>> BEGIN

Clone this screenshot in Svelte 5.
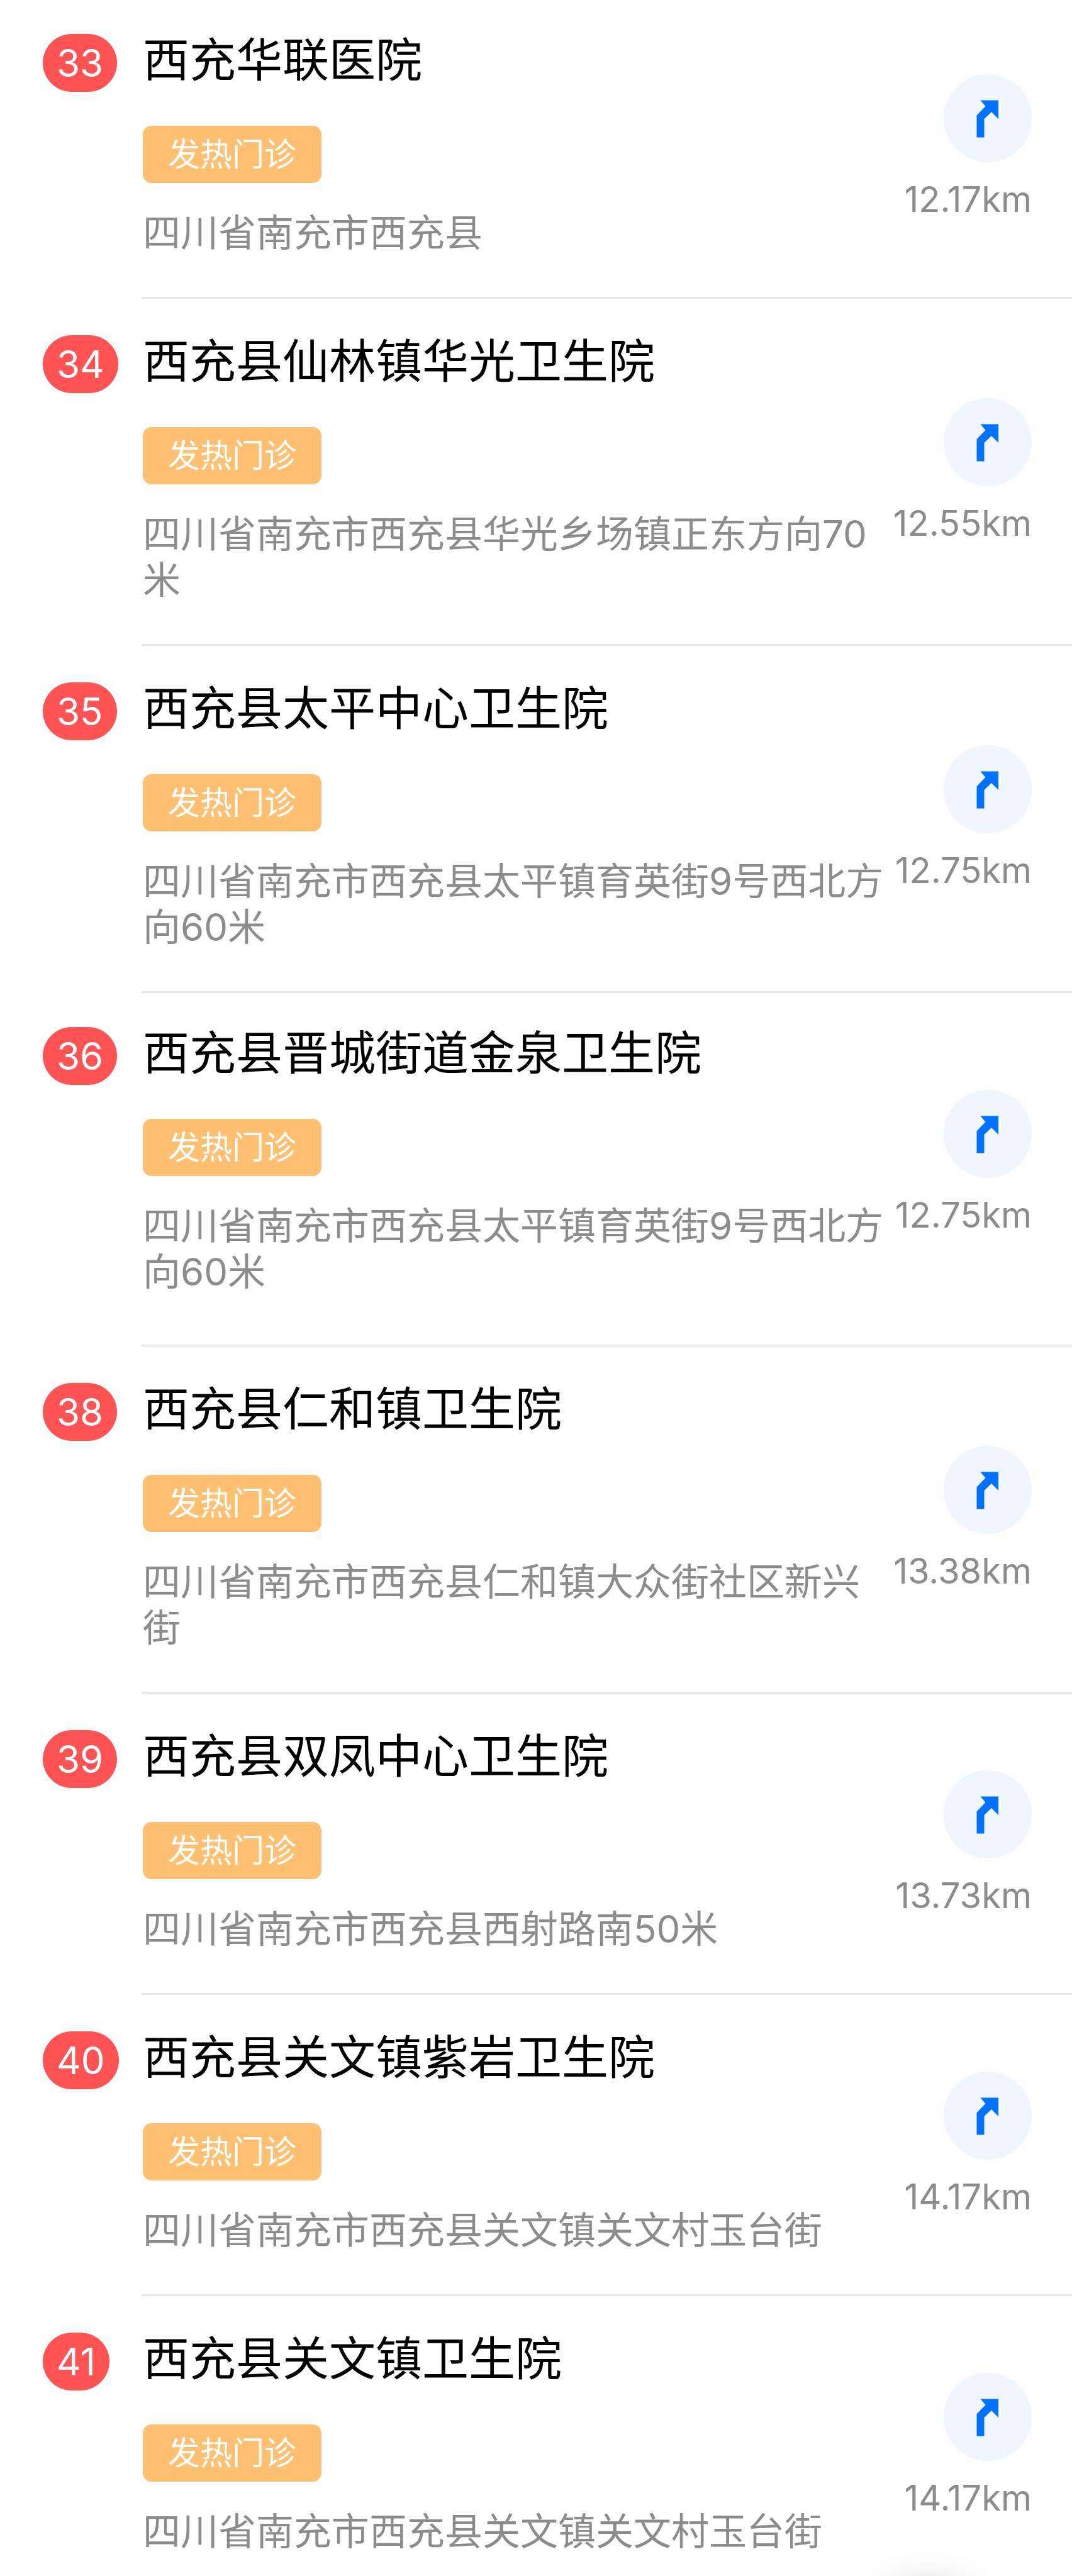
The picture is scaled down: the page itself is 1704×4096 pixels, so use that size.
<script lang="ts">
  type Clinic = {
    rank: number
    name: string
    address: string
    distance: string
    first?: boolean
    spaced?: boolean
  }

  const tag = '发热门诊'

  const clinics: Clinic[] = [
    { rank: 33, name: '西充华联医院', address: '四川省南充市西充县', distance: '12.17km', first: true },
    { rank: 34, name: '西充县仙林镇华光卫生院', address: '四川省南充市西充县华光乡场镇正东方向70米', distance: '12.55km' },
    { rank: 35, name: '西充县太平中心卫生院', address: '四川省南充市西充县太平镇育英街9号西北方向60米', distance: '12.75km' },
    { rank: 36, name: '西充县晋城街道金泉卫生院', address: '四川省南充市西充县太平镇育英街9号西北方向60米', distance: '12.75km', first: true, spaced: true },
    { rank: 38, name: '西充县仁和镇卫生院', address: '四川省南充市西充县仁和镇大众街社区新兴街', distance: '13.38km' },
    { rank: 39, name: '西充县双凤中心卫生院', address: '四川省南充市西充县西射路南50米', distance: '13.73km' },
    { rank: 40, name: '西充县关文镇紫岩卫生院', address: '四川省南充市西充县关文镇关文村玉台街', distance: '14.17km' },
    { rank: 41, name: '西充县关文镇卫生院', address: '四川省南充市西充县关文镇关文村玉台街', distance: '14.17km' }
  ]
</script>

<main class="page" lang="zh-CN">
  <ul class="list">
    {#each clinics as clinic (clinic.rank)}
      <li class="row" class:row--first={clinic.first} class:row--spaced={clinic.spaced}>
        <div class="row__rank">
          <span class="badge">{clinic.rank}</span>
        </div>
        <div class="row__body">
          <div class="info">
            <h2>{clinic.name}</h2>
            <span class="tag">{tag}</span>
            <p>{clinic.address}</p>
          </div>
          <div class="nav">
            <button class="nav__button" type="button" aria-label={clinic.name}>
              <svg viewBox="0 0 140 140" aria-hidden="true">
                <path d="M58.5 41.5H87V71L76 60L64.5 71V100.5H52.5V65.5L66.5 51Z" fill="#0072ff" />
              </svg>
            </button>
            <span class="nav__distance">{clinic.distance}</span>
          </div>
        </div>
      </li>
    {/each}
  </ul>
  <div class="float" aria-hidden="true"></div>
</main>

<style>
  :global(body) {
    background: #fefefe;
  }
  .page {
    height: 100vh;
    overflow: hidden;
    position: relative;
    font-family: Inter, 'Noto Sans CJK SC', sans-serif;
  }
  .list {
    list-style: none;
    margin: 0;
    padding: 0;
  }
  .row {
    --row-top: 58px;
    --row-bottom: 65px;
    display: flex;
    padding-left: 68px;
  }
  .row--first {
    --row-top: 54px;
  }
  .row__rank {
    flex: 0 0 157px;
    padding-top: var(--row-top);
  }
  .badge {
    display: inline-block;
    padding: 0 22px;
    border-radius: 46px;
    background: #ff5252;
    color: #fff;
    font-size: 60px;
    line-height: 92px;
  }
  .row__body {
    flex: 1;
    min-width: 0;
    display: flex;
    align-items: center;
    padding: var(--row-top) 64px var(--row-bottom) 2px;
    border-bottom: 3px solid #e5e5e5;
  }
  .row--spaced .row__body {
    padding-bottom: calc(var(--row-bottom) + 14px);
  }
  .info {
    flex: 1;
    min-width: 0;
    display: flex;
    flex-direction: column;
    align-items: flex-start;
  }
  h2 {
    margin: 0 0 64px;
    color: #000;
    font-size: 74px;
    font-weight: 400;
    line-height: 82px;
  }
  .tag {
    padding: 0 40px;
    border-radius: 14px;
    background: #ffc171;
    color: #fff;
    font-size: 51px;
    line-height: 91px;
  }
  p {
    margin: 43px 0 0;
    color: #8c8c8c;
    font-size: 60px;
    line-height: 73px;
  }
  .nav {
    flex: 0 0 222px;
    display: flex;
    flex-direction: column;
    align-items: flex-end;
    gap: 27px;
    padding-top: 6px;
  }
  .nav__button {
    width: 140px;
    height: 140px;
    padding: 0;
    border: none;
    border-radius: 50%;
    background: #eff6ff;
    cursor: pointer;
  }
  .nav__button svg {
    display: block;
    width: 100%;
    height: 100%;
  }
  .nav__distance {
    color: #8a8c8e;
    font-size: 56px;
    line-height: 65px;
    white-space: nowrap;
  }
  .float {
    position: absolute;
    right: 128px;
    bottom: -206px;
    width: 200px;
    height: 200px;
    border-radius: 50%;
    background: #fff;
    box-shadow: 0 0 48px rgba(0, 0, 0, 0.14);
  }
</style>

>> END

Objective – Return the whole listing, word for word, and leave out every picture.

Written answer –
Clone this screenshot in Svelte 5.
The picture is scaled down: the page itself is 1704×4096 pixels, so use that size.
<script lang="ts">
  type Clinic = {
    rank: number
    name: string
    address: string
    distance: string
    first?: boolean
    spaced?: boolean
  }

  const tag = '发热门诊'

  const clinics: Clinic[] = [
    { rank: 33, name: '西充华联医院', address: '四川省南充市西充县', distance: '12.17km', first: true },
    { rank: 34, name: '西充县仙林镇华光卫生院', address: '四川省南充市西充县华光乡场镇正东方向70米', distance: '12.55km' },
    { rank: 35, name: '西充县太平中心卫生院', address: '四川省南充市西充县太平镇育英街9号西北方向60米', distance: '12.75km' },
    { rank: 36, name: '西充县晋城街道金泉卫生院', address: '四川省南充市西充县太平镇育英街9号西北方向60米', distance: '12.75km', first: true, spaced: true },
    { rank: 38, name: '西充县仁和镇卫生院', address: '四川省南充市西充县仁和镇大众街社区新兴街', distance: '13.38km' },
    { rank: 39, name: '西充县双凤中心卫生院', address: '四川省南充市西充县西射路南50米', distance: '13.73km' },
    { rank: 40, name: '西充县关文镇紫岩卫生院', address: '四川省南充市西充县关文镇关文村玉台街', distance: '14.17km' },
    { rank: 41, name: '西充县关文镇卫生院', address: '四川省南充市西充县关文镇关文村玉台街', distance: '14.17km' }
  ]
</script>

<main class="page" lang="zh-CN">
  <ul class="list">
    {#each clinics as clinic (clinic.rank)}
      <li class="row" class:row--first={clinic.first} class:row--spaced={clinic.spaced}>
        <div class="row__rank">
          <span class="badge">{clinic.rank}</span>
        </div>
        <div class="row__body">
          <div class="info">
            <h2>{clinic.name}</h2>
            <span class="tag">{tag}</span>
            <p>{clinic.address}</p>
          </div>
          <div class="nav">
            <button class="nav__button" type="button" aria-label={clinic.name}>
              <svg viewBox="0 0 140 140" aria-hidden="true">
                <path d="M58.5 41.5H87V71L76 60L64.5 71V100.5H52.5V65.5L66.5 51Z" fill="#0072ff" />
              </svg>
            </button>
            <span class="nav__distance">{clinic.distance}</span>
          </div>
        </div>
      </li>
    {/each}
  </ul>
  <div class="float" aria-hidden="true"></div>
</main>

<style>
  :global(body) {
    background: #fefefe;
  }
  .page {
    height: 100vh;
    overflow: hidden;
    position: relative;
    font-family: Inter, 'Noto Sans CJK SC', sans-serif;
  }
  .list {
    list-style: none;
    margin: 0;
    padding: 0;
  }
  .row {
    --row-top: 58px;
    --row-bottom: 65px;
    display: flex;
    padding-left: 68px;
  }
  .row--first {
    --row-top: 54px;
  }
  .row__rank {
    flex: 0 0 157px;
    padding-top: var(--row-top);
  }
  .badge {
    display: inline-block;
    padding: 0 22px;
    border-radius: 46px;
    background: #ff5252;
    color: #fff;
    font-size: 60px;
    line-height: 92px;
  }
  .row__body {
    flex: 1;
    min-width: 0;
    display: flex;
    align-items: center;
    padding: var(--row-top) 64px var(--row-bottom) 2px;
    border-bottom: 3px solid #e5e5e5;
  }
  .row--spaced .row__body {
    padding-bottom: calc(var(--row-bottom) + 14px);
  }
  .info {
    flex: 1;
    min-width: 0;
    display: flex;
    flex-direction: column;
    align-items: flex-start;
  }
  h2 {
    margin: 0 0 64px;
    color: #000;
    font-size: 74px;
    font-weight: 400;
    line-height: 82px;
  }
  .tag {
    padding: 0 40px;
    border-radius: 14px;
    background: #ffc171;
    color: #fff;
    font-size: 51px;
    line-height: 91px;
  }
  p {
    margin: 43px 0 0;
    color: #8c8c8c;
    font-size: 60px;
    line-height: 73px;
  }
  .nav {
    flex: 0 0 222px;
    display: flex;
    flex-direction: column;
    align-items: flex-end;
    gap: 27px;
    padding-top: 6px;
  }
  .nav__button {
    width: 140px;
    height: 140px;
    padding: 0;
    border: none;
    border-radius: 50%;
    background: #eff6ff;
    cursor: pointer;
  }
  .nav__button svg {
    display: block;
    width: 100%;
    height: 100%;
  }
  .nav__distance {
    color: #8a8c8e;
    font-size: 56px;
    line-height: 65px;
    white-space: nowrap;
  }
  .float {
    position: absolute;
    right: 128px;
    bottom: -206px;
    width: 200px;
    height: 200px;
    border-radius: 50%;
    background: #fff;
    box-shadow: 0 0 48px rgba(0, 0, 0, 0.14);
  }
</style>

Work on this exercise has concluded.